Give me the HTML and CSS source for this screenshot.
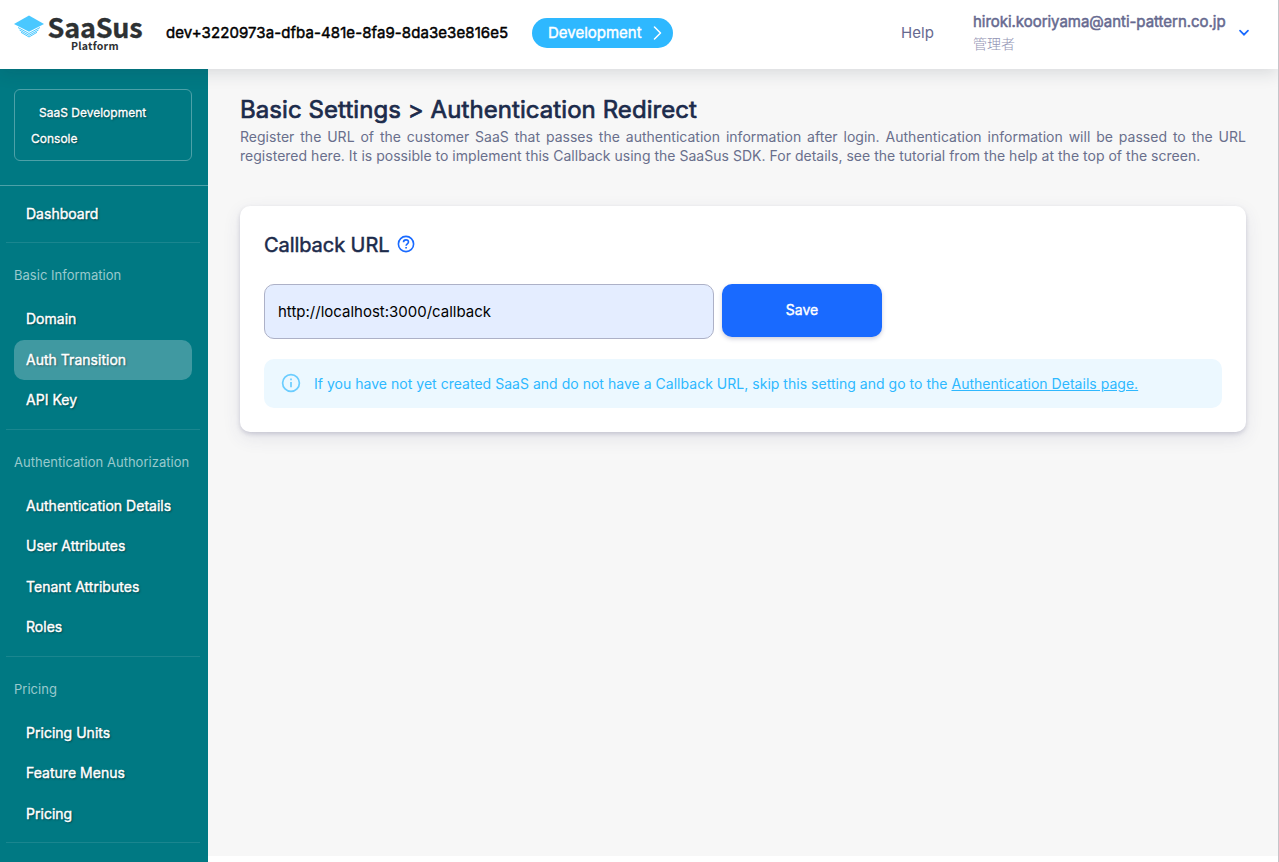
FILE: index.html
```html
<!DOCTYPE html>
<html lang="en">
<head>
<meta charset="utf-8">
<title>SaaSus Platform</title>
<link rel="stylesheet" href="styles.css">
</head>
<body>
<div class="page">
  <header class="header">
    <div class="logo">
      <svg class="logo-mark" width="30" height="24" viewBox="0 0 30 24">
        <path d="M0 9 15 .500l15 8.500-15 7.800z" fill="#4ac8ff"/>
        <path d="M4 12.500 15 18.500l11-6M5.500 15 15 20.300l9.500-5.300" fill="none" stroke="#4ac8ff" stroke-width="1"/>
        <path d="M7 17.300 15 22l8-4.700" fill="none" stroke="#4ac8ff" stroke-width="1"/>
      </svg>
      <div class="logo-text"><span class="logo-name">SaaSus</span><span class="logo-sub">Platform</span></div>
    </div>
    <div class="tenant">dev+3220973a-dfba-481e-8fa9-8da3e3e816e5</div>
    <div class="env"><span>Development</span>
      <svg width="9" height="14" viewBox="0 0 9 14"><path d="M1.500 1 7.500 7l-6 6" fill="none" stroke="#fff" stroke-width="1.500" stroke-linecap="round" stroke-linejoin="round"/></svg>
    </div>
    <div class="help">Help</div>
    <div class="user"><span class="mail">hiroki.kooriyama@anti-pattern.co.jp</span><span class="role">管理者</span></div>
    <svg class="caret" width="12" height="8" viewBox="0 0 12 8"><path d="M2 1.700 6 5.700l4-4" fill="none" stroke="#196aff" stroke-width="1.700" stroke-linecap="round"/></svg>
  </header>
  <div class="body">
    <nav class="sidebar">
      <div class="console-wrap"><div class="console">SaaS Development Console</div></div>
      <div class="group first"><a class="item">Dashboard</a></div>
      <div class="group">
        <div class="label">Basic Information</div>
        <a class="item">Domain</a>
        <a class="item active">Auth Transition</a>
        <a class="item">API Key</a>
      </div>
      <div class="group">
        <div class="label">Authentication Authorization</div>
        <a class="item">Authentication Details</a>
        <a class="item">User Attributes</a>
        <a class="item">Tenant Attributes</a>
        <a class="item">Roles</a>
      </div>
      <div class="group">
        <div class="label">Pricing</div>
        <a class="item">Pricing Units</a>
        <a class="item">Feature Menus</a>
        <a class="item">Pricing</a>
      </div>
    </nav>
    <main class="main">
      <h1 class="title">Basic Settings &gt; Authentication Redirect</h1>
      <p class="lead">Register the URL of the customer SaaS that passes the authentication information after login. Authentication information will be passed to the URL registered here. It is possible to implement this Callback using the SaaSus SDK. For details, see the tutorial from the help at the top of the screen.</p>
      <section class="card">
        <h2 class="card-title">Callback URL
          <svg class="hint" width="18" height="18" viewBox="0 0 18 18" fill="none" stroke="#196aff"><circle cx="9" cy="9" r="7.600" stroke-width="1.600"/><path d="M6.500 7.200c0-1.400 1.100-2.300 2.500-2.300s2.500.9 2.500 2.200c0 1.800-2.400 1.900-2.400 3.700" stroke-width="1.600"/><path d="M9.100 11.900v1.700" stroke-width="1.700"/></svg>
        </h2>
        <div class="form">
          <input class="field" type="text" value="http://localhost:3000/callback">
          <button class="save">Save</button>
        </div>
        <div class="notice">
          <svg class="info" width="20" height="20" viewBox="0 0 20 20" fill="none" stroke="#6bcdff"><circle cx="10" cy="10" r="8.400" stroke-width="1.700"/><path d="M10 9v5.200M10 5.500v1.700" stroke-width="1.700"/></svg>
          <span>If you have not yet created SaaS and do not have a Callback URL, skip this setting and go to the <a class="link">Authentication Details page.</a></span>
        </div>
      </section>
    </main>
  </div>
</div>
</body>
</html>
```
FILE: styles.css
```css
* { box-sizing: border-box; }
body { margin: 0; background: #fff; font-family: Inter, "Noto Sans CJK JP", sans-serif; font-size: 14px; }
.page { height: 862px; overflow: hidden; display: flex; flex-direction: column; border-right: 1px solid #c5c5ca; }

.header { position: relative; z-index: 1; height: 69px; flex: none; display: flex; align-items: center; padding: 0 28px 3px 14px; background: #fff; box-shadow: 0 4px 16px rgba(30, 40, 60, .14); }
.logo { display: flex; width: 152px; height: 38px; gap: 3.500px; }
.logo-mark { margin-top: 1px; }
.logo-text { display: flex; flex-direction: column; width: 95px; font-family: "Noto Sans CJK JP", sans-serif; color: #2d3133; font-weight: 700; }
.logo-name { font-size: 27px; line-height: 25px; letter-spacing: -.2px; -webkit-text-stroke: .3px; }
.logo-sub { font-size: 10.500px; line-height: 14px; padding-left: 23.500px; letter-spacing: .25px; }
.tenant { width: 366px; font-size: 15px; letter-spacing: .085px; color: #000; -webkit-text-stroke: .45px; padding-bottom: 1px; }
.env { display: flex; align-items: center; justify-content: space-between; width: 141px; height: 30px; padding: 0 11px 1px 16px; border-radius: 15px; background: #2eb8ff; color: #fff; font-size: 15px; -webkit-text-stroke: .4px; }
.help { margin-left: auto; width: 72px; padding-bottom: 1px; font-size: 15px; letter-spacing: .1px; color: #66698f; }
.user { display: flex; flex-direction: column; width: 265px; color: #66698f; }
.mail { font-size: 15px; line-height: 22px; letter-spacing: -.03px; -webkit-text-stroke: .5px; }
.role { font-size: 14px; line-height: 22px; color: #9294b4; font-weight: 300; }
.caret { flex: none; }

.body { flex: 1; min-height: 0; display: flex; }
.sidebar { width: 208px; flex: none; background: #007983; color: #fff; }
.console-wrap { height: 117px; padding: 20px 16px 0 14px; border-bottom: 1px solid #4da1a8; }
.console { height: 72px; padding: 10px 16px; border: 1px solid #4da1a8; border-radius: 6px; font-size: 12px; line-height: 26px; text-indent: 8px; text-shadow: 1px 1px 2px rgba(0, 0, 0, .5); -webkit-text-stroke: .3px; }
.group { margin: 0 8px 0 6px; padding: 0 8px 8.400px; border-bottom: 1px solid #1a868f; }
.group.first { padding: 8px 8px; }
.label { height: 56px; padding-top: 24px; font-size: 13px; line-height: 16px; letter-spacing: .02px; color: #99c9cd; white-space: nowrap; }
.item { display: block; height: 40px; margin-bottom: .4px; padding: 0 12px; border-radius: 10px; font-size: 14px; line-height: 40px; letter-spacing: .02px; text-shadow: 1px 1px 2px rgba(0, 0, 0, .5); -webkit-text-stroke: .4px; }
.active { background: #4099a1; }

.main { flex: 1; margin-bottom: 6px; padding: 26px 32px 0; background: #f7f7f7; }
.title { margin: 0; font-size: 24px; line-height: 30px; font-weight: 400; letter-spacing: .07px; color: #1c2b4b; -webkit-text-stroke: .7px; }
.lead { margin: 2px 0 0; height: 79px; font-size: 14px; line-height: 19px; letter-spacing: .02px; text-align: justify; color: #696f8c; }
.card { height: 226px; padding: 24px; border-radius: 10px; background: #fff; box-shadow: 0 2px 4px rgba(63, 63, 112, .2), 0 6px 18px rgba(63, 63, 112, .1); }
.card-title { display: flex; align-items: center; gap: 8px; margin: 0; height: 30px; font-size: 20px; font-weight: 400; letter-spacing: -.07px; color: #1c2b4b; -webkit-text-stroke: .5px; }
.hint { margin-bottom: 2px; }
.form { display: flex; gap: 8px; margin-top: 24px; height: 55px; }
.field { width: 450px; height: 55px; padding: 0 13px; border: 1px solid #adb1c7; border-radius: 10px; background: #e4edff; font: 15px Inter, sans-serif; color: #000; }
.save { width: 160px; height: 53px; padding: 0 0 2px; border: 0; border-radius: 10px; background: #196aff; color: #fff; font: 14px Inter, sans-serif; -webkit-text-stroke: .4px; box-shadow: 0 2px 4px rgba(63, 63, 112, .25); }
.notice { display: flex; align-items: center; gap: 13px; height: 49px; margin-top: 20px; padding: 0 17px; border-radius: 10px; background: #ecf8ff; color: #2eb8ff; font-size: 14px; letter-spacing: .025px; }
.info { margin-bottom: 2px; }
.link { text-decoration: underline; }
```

_Stated goal_
How many lines in the listing contain "this"? Answer with the number alone.

_Worked answer_
3